DATA PROVIDED:
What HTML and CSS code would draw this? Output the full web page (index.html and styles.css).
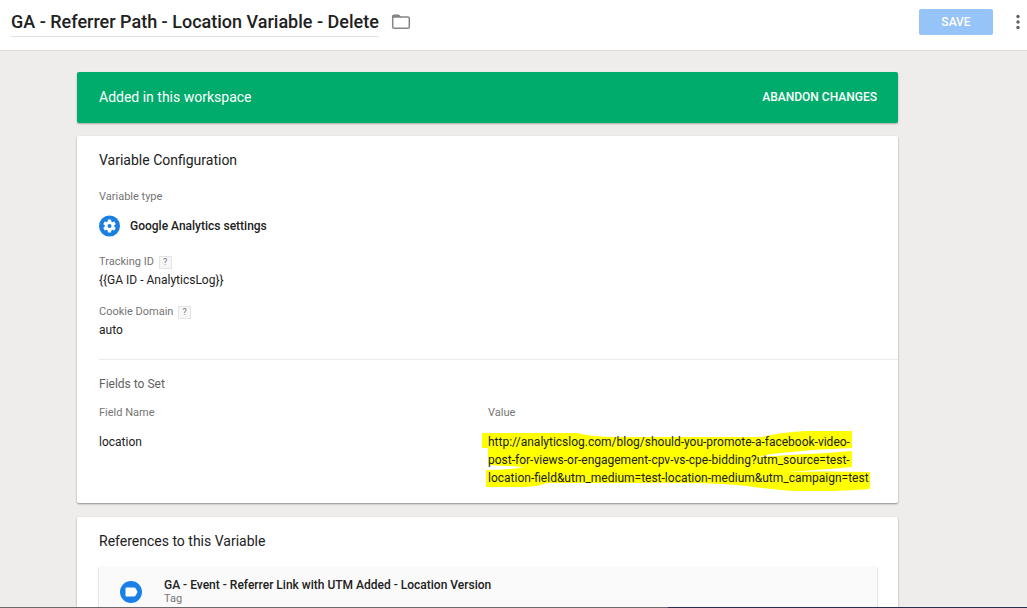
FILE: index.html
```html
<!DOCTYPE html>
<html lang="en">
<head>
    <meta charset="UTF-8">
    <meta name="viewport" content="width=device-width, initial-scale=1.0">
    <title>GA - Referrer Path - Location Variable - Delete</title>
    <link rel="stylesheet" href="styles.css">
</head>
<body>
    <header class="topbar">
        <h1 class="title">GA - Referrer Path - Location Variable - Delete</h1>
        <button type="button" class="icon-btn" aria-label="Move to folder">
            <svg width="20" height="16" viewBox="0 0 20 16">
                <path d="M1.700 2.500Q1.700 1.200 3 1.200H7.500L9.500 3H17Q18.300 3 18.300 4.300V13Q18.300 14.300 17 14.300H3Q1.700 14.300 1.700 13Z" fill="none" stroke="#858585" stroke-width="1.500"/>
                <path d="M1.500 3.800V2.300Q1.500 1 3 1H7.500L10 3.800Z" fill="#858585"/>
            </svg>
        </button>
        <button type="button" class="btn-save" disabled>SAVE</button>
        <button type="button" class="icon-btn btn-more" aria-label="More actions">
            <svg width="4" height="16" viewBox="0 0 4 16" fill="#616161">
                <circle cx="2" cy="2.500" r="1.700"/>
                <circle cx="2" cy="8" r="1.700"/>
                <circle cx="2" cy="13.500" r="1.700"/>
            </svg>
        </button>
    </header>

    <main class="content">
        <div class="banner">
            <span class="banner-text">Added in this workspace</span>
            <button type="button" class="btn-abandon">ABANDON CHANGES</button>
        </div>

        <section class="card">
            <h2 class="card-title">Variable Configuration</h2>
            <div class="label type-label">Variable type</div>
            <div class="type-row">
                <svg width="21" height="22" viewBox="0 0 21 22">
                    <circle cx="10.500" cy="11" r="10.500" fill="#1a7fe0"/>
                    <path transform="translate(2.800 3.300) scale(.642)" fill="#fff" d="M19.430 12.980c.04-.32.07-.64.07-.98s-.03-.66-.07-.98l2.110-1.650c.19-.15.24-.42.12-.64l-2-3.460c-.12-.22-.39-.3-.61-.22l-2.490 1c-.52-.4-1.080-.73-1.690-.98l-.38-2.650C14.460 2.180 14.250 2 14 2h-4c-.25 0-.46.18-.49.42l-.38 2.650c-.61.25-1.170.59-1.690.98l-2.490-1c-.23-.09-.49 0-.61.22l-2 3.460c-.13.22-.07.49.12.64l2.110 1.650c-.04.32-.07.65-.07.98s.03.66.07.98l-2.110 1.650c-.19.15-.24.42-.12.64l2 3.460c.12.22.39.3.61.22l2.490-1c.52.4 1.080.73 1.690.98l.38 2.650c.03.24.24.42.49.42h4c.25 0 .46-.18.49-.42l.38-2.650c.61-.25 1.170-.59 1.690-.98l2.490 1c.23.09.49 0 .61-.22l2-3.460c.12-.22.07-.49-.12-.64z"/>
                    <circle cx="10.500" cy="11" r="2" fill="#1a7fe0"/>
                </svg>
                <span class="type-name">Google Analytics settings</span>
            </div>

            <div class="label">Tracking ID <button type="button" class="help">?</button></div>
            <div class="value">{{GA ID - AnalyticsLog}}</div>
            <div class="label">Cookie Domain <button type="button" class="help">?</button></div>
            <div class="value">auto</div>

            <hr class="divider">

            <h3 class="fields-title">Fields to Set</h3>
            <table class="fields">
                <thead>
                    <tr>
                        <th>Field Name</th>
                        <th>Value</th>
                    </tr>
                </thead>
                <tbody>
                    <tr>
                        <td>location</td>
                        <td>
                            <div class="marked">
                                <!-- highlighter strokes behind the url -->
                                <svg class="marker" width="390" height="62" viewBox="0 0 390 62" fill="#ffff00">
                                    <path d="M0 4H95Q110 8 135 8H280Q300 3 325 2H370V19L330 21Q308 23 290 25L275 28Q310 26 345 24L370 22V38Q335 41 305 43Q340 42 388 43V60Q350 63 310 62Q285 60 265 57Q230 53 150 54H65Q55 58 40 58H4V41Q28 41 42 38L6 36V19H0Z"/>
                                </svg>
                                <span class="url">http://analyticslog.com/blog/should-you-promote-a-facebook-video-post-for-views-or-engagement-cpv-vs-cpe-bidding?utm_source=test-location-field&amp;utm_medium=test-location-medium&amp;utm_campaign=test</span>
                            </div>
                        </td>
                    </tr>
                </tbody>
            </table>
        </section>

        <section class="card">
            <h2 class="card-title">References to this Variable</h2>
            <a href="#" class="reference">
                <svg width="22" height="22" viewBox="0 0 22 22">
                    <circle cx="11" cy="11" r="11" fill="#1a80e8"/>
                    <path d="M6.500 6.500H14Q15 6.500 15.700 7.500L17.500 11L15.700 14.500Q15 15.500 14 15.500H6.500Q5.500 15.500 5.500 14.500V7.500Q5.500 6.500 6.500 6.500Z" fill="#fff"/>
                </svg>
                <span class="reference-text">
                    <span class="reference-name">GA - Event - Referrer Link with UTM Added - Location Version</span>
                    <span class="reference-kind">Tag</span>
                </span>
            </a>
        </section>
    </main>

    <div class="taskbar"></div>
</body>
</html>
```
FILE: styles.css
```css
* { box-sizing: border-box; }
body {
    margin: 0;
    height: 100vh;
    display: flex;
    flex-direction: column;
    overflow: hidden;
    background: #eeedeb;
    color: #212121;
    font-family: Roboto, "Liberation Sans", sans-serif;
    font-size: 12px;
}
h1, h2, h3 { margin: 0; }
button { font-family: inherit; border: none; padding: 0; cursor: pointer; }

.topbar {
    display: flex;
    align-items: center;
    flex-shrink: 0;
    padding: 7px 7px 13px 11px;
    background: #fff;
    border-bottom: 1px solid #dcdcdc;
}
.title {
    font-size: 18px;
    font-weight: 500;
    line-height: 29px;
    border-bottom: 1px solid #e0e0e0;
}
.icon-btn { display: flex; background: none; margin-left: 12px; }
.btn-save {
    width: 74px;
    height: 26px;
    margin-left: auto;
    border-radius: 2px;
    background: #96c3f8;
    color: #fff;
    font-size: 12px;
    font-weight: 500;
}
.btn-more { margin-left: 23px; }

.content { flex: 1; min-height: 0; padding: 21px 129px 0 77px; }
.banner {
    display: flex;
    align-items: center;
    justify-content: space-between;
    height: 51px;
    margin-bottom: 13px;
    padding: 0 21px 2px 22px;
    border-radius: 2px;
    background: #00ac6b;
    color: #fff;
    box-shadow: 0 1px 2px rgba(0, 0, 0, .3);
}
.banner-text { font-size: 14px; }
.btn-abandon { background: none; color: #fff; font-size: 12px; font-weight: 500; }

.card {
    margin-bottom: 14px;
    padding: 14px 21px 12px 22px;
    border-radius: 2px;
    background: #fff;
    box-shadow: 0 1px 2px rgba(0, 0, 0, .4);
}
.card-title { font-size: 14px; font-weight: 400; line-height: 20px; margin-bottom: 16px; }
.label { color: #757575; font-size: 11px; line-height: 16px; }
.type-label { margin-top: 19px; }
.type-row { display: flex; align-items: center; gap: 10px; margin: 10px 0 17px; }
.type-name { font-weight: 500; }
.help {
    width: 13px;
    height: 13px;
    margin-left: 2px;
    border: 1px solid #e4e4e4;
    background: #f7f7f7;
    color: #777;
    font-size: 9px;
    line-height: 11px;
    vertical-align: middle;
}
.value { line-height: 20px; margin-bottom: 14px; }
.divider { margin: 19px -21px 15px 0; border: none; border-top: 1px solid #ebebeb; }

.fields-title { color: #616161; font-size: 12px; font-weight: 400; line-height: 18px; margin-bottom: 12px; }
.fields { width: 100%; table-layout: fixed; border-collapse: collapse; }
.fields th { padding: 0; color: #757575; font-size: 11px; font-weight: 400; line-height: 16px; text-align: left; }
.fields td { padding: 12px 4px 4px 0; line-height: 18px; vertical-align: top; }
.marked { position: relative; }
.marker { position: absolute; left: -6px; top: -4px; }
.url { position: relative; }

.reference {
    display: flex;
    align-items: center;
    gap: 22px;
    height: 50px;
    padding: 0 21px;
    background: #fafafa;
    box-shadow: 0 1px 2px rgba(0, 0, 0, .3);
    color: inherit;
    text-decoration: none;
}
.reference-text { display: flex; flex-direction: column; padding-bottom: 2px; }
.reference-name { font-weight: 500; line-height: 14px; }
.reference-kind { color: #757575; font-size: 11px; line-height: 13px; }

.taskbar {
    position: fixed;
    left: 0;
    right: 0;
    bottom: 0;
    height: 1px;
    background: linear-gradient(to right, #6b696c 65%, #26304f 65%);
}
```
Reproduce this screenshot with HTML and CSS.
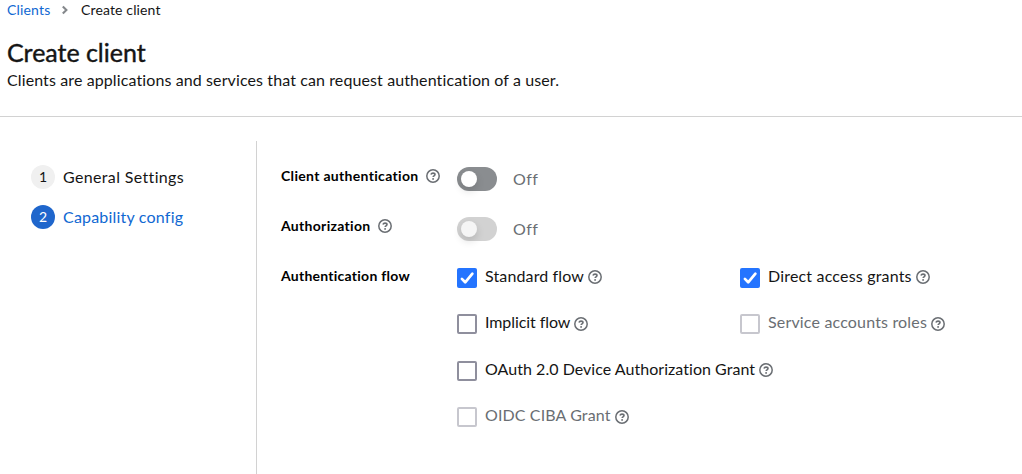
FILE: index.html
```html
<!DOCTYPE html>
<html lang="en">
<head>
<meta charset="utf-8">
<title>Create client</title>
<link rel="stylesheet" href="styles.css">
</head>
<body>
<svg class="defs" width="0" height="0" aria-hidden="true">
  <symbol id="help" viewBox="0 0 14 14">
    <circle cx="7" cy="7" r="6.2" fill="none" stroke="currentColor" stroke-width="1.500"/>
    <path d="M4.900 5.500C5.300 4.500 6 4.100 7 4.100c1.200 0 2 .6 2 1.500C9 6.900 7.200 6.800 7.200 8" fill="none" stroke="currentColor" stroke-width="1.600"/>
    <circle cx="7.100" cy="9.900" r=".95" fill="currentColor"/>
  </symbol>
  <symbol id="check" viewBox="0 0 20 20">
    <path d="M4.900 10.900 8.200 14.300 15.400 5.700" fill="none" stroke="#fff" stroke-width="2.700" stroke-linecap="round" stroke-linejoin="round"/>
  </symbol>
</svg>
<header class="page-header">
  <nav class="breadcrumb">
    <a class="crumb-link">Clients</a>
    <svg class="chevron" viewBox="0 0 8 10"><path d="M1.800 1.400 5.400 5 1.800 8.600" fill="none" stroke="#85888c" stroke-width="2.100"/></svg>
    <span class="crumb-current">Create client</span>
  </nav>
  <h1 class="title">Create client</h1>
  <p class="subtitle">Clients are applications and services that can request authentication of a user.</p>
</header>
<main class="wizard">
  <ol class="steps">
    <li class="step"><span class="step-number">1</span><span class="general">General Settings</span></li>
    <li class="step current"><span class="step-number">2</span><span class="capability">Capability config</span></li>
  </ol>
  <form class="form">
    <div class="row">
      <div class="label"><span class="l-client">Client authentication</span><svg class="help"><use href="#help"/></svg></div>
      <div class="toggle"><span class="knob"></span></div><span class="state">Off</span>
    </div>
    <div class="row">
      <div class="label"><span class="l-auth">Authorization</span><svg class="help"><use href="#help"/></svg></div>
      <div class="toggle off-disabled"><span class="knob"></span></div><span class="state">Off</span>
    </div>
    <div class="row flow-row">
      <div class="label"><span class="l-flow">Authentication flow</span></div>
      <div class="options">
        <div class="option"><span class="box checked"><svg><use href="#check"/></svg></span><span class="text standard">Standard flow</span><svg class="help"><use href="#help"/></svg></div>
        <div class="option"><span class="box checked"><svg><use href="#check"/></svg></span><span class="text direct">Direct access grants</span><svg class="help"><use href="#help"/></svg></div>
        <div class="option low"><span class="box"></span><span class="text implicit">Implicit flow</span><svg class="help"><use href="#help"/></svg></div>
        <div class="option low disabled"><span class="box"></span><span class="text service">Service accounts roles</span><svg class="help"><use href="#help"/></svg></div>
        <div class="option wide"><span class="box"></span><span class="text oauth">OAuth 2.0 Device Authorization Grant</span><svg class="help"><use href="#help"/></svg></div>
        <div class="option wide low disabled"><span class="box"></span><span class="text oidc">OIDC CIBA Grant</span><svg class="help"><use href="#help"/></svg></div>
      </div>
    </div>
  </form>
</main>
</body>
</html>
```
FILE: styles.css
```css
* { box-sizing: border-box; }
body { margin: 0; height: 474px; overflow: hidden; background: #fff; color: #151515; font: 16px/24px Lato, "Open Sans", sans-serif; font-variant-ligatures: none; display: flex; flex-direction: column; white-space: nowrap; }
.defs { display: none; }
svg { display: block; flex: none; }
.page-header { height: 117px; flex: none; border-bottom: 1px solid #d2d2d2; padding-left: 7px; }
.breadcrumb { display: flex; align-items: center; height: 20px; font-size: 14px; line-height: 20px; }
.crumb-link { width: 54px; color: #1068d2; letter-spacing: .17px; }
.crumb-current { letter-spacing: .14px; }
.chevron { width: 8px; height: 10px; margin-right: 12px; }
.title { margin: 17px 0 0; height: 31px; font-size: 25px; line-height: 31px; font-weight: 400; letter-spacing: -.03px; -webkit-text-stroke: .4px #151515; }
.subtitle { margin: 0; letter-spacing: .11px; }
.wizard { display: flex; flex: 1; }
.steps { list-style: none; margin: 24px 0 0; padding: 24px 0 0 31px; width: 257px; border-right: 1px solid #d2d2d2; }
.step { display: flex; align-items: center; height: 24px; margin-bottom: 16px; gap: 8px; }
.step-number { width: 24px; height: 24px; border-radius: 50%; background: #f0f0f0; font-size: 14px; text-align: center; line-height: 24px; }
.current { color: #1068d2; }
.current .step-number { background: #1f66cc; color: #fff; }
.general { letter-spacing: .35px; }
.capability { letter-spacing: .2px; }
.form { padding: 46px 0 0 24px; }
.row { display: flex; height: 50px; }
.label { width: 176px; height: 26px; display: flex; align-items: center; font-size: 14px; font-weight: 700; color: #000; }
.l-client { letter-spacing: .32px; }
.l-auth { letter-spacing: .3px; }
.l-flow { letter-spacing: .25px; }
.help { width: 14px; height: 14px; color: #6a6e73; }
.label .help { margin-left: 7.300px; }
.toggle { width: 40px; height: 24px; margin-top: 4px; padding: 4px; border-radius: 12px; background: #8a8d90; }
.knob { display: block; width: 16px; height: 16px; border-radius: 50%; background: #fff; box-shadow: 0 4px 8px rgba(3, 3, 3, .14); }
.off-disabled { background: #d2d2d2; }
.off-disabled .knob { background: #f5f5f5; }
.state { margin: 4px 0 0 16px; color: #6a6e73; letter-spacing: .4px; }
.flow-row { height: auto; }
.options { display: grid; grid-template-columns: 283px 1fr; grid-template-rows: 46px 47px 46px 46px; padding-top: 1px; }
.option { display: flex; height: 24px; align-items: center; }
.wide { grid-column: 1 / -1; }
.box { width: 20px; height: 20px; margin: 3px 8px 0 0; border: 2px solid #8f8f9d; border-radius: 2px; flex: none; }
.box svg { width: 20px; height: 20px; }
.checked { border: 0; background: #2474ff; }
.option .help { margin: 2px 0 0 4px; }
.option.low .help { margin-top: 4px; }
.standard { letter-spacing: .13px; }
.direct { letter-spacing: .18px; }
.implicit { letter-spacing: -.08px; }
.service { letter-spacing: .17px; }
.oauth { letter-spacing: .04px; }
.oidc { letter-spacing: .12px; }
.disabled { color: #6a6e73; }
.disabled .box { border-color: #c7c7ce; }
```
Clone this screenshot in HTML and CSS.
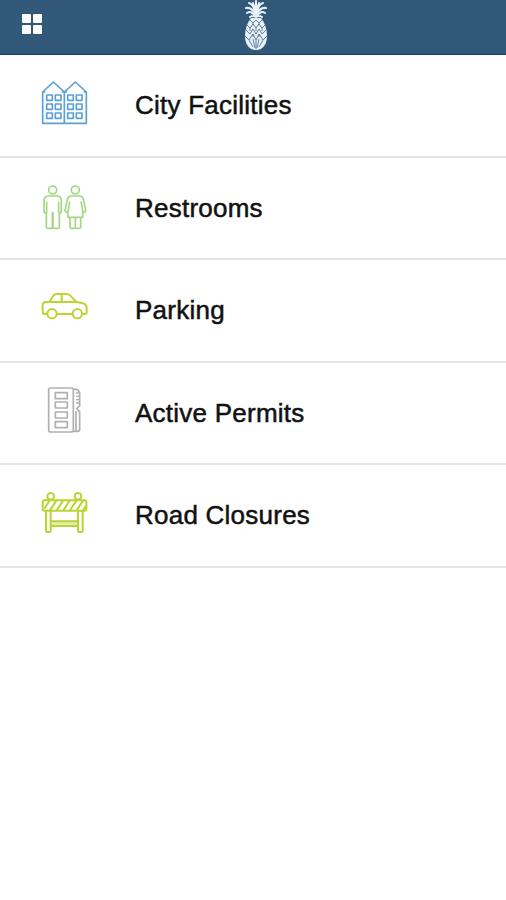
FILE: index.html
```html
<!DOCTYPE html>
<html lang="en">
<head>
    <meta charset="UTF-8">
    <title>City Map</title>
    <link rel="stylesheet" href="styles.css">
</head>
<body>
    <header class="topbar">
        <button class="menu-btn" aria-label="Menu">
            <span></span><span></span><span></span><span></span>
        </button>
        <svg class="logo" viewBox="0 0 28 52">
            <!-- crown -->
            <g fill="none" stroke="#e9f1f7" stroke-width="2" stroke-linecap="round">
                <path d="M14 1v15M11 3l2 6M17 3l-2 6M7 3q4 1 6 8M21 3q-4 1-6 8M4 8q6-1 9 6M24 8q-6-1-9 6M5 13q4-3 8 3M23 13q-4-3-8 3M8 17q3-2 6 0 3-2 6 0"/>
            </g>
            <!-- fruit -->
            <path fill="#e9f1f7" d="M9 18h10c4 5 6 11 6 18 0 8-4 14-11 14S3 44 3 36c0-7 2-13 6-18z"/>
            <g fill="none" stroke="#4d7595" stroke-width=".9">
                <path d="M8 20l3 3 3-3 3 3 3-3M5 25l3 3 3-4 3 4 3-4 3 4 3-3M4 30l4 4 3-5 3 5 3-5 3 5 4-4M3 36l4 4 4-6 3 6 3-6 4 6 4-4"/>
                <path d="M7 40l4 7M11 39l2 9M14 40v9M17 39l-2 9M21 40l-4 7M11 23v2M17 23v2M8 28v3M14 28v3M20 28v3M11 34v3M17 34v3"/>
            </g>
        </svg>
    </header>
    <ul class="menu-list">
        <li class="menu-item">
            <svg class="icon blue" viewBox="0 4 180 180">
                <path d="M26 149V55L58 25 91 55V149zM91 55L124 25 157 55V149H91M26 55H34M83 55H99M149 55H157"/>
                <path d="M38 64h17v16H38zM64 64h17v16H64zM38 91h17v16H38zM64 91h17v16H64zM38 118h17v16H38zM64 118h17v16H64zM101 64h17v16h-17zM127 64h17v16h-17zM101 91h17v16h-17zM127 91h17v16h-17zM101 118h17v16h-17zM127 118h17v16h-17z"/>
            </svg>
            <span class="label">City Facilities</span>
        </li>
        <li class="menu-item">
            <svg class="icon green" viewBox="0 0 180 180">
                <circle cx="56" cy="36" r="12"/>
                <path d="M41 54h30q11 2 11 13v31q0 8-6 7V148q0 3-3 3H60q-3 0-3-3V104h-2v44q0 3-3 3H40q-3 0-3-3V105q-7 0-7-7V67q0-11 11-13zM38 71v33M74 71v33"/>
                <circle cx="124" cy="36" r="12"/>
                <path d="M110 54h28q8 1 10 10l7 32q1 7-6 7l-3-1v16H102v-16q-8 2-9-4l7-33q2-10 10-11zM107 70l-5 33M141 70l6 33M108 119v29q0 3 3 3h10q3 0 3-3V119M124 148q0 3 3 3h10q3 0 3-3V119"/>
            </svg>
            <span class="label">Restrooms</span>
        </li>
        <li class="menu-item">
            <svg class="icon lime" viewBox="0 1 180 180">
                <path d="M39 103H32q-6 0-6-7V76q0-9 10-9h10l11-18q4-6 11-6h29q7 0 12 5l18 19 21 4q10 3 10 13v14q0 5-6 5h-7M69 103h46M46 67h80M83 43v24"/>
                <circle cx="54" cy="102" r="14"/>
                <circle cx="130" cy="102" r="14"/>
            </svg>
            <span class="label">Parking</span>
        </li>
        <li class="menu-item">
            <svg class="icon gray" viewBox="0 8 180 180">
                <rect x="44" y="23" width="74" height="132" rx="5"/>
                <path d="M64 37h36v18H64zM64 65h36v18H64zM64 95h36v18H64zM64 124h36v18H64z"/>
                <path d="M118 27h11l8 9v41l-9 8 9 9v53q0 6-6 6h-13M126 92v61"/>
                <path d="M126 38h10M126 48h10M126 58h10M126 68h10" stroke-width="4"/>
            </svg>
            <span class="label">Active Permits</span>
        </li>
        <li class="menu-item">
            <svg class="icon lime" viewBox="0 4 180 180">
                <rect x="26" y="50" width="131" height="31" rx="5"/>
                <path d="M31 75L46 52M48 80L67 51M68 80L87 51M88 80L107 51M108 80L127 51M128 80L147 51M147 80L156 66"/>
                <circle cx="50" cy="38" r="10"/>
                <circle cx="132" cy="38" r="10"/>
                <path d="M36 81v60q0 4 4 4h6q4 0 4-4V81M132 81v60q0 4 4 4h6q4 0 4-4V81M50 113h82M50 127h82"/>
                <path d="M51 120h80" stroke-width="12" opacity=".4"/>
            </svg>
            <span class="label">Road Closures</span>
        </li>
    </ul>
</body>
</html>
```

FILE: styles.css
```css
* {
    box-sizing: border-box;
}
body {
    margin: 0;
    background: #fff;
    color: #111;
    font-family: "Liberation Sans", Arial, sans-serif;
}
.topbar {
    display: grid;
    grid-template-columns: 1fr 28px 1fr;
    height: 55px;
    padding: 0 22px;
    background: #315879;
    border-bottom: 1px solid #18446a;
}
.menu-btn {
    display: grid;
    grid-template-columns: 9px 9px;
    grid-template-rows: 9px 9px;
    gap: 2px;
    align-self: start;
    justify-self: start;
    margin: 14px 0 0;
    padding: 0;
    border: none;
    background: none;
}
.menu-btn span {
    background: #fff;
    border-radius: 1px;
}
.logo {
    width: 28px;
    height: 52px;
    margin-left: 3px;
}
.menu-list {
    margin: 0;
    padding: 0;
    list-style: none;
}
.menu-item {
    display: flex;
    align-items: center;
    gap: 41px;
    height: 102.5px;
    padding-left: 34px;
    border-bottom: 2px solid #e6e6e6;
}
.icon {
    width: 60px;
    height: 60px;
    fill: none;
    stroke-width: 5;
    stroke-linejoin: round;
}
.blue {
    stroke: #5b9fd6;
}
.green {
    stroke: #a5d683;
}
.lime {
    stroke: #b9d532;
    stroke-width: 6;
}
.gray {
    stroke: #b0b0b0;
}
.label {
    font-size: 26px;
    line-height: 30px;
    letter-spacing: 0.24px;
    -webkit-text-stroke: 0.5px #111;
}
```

EXERCISE REQUIREMENTS: Copy out every line of the data that includes the word "screenshot".

RESULT OF THIS EXERCISE:
Reproduce this screenshot with HTML and CSS.
Clone this screenshot in HTML and CSS.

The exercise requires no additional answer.